How will the death of Antonin Scalia affect the presidential election?

I am absorbing the shock of the loss of Justice Scalia, who has been such an important figure in American constitutional law throughout the years. He was the first new Justice to come onto the Court in the time that I've been teaching. (I began in 1984, and he was nominated, by President Reagan, in 1986.) I've been reading his work for 30 years, and now there will be no more of his writings.

What will happen? I assume that it will be almost impossible for President Obama to get a nomination through the Senate. Is some compromise possible? Perhaps some old and widely respected, neutral-seeming judge or law professor? Do such beasts still roam Earth?

Is it unseemly to talk about the election? No, it is necessary. An old man has died. And he is a man who said, quite recently: "For the believing Christian, death is no big deal." The examinations of his life's work will need to be made, but I feel compelled to talk about what we are always talking about: the next election.

Both conservatives and liberals are launching furious thoughts and plans, including the plan to peg the other side as politicizing the Court and for showing its fighting spirit too soon, while the news of death is so new.

MORE TO COME
* I suspect the speculating will get worse on Monday, when more of these law professing types are typing on the clock...

She updates:
There's a GOP debate tonight. We'll get a first taste of how the new focus on the Supreme Court will work. Both parties' candidates are going to say their party needs to have the nomination, lest terrible things happen. Which party has the better argument that things will go awry without their person holding what must be seen as slot number 5 in what will make majority — a majority that will be either liberals or conservatives, depending on whether we get a liberal or conservative President.

The liberals have a great hunger after all these years with only 4, always needing to win over a swing vote. Imagine if they get it: No more of the endless puzzling over what Anthony Kennedy might think about this or that issue. The liberals will be 5, and all the arguments and opinions will be different.

If the conservatives get the nomination, we'll have more of the same, including the susceptibility that  Justices appointed by a GOP President have to the lure of the liberal side of the Court, where a Justice can feel the love of the legal elite (as Justice Scalia loved to point out).

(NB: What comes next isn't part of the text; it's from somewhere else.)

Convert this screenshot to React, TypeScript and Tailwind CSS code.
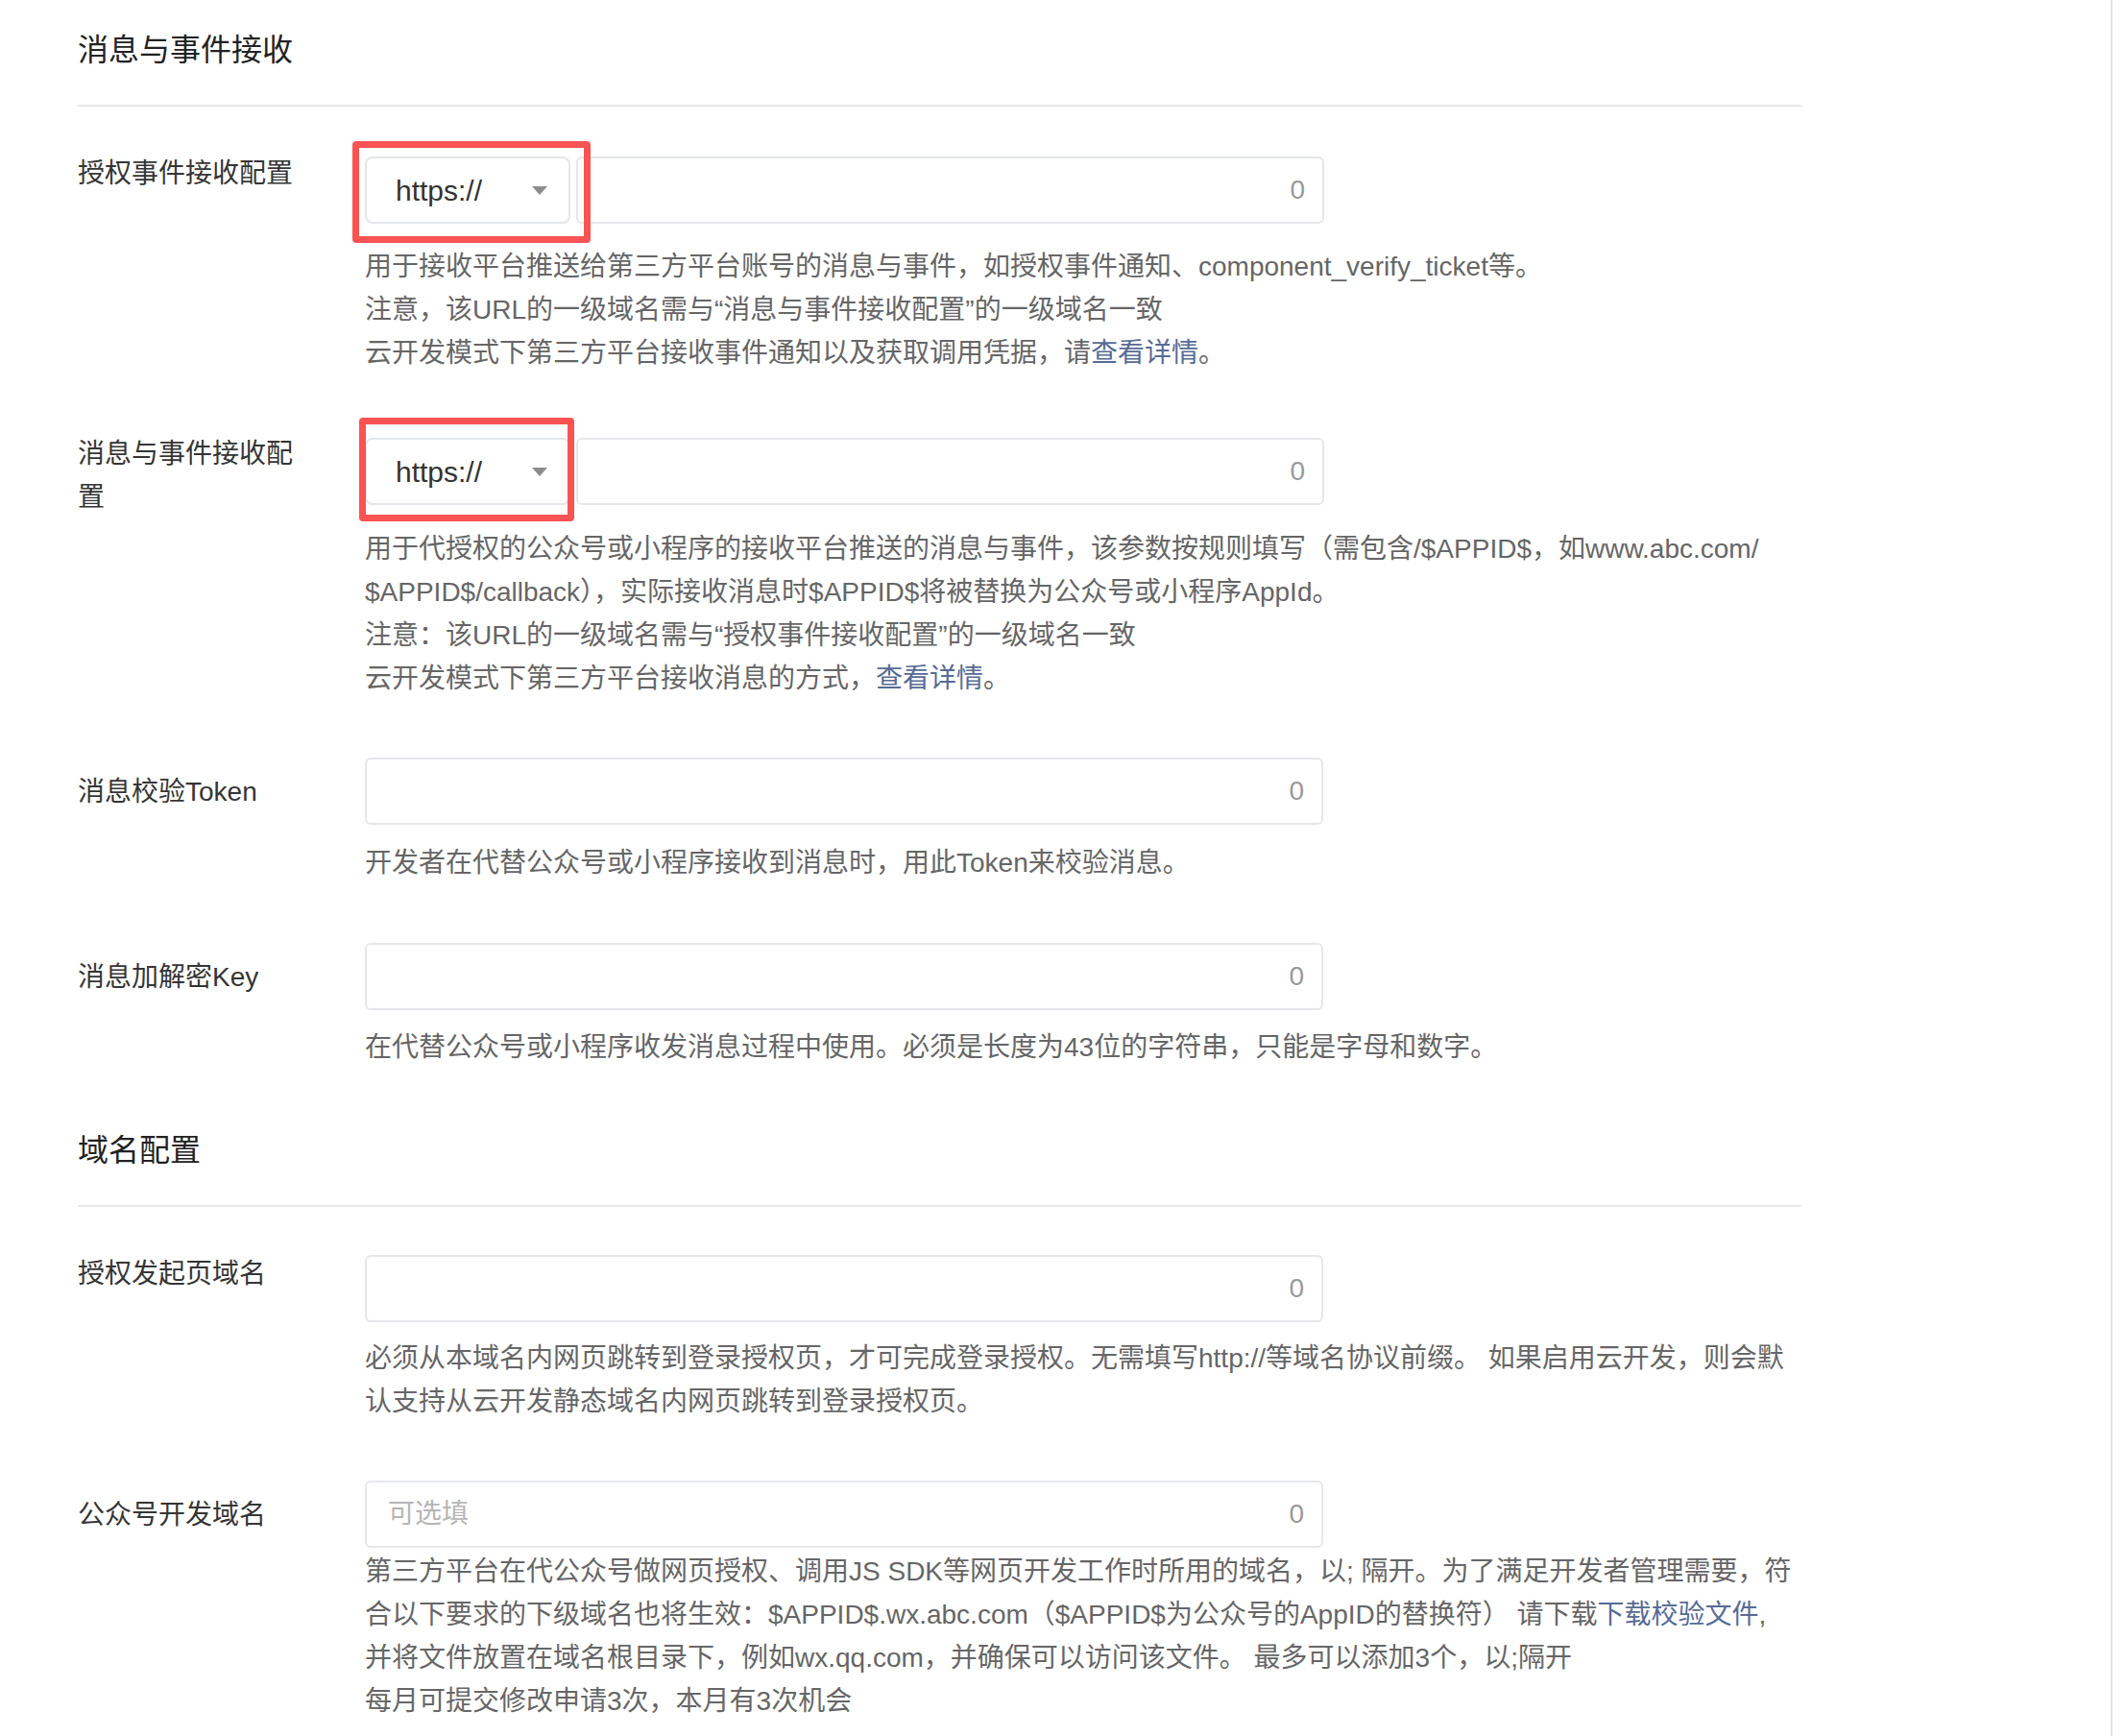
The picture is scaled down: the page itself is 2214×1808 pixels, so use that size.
import type { ReactNode } from "react";

const LINK = "text-[#576b95]";

function SectionTitle({ children, mt }: { children: ReactNode; mt: string }) {
  return (
    <div className={`${mt} w-[1795px] border-b-2 border-[#e7e8ea] pb-[34px]`}>
      <h2 className="text-[32px] leading-[45px] text-[#222]">{children}</h2>
    </div>
  );
}

function Field({
  label,
  labelMt,
  inputMt,
  descMt,
  rowMt,
  input,
  desc,
}: {
  label: string;
  labelMt: string;
  inputMt: string;
  descMt: string;
  rowMt: string;
  input: ReactNode;
  desc: ReactNode;
}) {
  return (
    <div className={`${rowMt} flex`}>
      <div className={`${labelMt} w-[299px] shrink-0 pr-[60px] text-[28px] leading-[45px] text-[#353535]`}>
        {label}
      </div>
      <div className="flex flex-col">
        <div className={inputMt}>{input}</div>
        <div className={`${descMt} whitespace-nowrap text-[28px] leading-[45px] text-[#666]`}>{desc}</div>
      </div>
    </div>
  );
}

function TextBox({ width, placeholder }: { width: string; placeholder?: string }) {
  return (
    <div
      className={`${width} flex h-[70px] items-center justify-between rounded-[6px] border-2 border-[#e5e7ea] bg-white pl-[22px] pr-[18px] text-[28px]`}
    >
      <span className="text-[#b5b5b5]">{placeholder}</span>
      <span className="text-[#999]">0</span>
    </div>
  );
}

function UrlInput({ box }: { box: string }) {
  return (
    <div className="relative flex gap-[6px]">
      <div className="flex h-[70px] w-[214px] items-center justify-between rounded-[8px] border-2 border-[#e3e6ea] bg-white pl-[30px] pr-[22px]">
        <span className="text-[30px] text-[#333]">https://</span>
        <svg width="16" height="9" viewBox="0 0 16 9">
          <path d="M0 0h16L8 9z" fill="#8c8c8c" />
        </svg>
      </div>
      <TextBox width="w-[779px]" />
      {/* red annotation frame */}
      <div className={`absolute ${box} rounded-[4px] border-[7px] border-[#f95353]`} />
    </div>
  );
}

export default function App() {
  return (
    <div className="flex h-[1808px] overflow-hidden bg-white font-['Liberation_Sans','Noto_Sans_CJK_SC',sans-serif]">
      <main className="w-[2198px] shrink-0 pl-[81px] pt-[30px]">
        <SectionTitle mt="mt-0">消息与事件接收</SectionTitle>

        <Field
          rowMt="mt-[47px]"
          label="授权事件接收配置"
          labelMt="mt-0"
          inputMt="mt-[5px]"
          descMt="mt-[22px]"
          input={<UrlInput box="-left-[13px] -top-[16px] h-[106px] w-[248px]" />}
          desc={
            <>
              用于接收平台推送给第三方平台账号的消息与事件，如授权事件通知、component_verify_ticket等。
              <br />
              注意，该URL的一级域名需与“消息与事件接收配置”的一级域名一致
              <br />
              云开发模式下第三方平台接收事件通知以及获取调用凭据，请<span className={LINK}>查看详情</span>。
            </>
          }
        />

        <Field
          rowMt="mt-[60px]"
          label="消息与事件接收配置"
          labelMt="mt-0"
          inputMt="mt-[6px]"
          descMt="mt-[23px]"
          input={<UrlInput box="-left-[6px] -top-[21px] h-[108px] w-[224px]" />}
          desc={
            <>
              用于代授权的公众号或小程序的接收平台推送的消息与事件，该参数按规则填写（需包含/$APPID$，如www.abc.com/
              <br />
              $APPID$/callback），实际接收消息时$APPID$将被替换为公众号或小程序AppId。
              <br />
              注意：该URL的一级域名需与“授权事件接收配置”的一级域名一致
              <br />
              云开发模式下第三方平台接收消息的方式，<span className={LINK}>查看详情</span>。
            </>
          }
        />

        <Field
          rowMt="mt-[60px]"
          label="消息校验Token"
          labelMt="mt-[13px]"
          inputMt="mt-0"
          descMt="mt-[17px]"
          input={<TextBox width="w-[998px]" />}
          desc={<>开发者在代替公众号或小程序接收到消息时，用此Token来校验消息。</>}
        />

        <Field
          rowMt="mt-[61px]"
          label="消息加解密Key"
          labelMt="mt-[13px]"
          inputMt="mt-0"
          descMt="mt-[16px]"
          input={<TextBox width="w-[998px]" />}
          desc={<>在代替公众号或小程序收发消息过程中使用。必须是长度为43位的字符串，只能是字母和数字。</>}
        />

        <SectionTitle mt="mt-[63px]">域名配置</SectionTitle>

        <Field
          rowMt="mt-[47px]"
          label="授权发起页域名"
          labelMt="mt-0"
          inputMt="mt-[3px]"
          descMt="mt-[15px]"
          input={<TextBox width="w-[998px]" />}
          desc={
            <>
              必须从本域名内网页跳转到登录授权页，才可完成登录授权。无需填写http://等域名协议前缀。 如果启用云开发，则会默
              <br />
              认支持从云开发静态域名内网页跳转到登录授权页。
            </>
          }
        />

        <Field
          rowMt="mt-[60px]"
          label="公众号开发域名"
          labelMt="mt-[13px]"
          inputMt="mt-0"
          descMt="mt-[2px]"
          input={<TextBox width="w-[998px]" placeholder="可选填" />}
          desc={
            <>
              第三方平台在代公众号做网页授权、调用JS SDK等网页开发工作时所用的域名，以; 隔开。为了满足开发者管理需要，符
              <br />
              合以下要求的下级域名也将生效：$APPID$.wx.abc.com（$APPID$为公众号的AppID的替换符） 请下载
              <span className={LINK}>下载校验文件</span>,
              <br />
              并将文件放置在域名根目录下，例如wx.qq.com，并确保可以访问该文件。 最多可以添加3个，以;隔开
              <br />
              每月可提交修改申请3次，本月有3次机会
            </>
          }
        />
      </main>
      <div className="w-[2px] shrink-0 bg-[#e2e2e2]" />
      <div className="flex-1" />
    </div>
  );
}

Will liberals overreach and show too much of a raging desire to control the Court and make it solidly liberal at long last, touching off a reaction among conservatives? Or will conservatives flare up with hostility to women's rights and gay rights and affirmative action and all the many issues that make them look too mean and ugly? 
ADDED: Obama needs to figure out how to present a nominee in a way that would make the Republicans look as bad as possible if they oppose and obstruct. Even if the nominee is rejected, political progress will have been made.

I predict that candidates and their supporters in both parties will overplay their hand and get into trouble. There's no way everyone can show restraint and act neutral and dignified about the Court. It's more a matter of who self-inflicts the most harm. 

This is the game-playing and speculating excitement for people who are not into sports, in my opinion.  This is what passes for academic analysis, when really, it is nothing of the sort.  Speculation, pure and simple.  Political speculation... before we even know if the family has taken possession of the body.  Sad.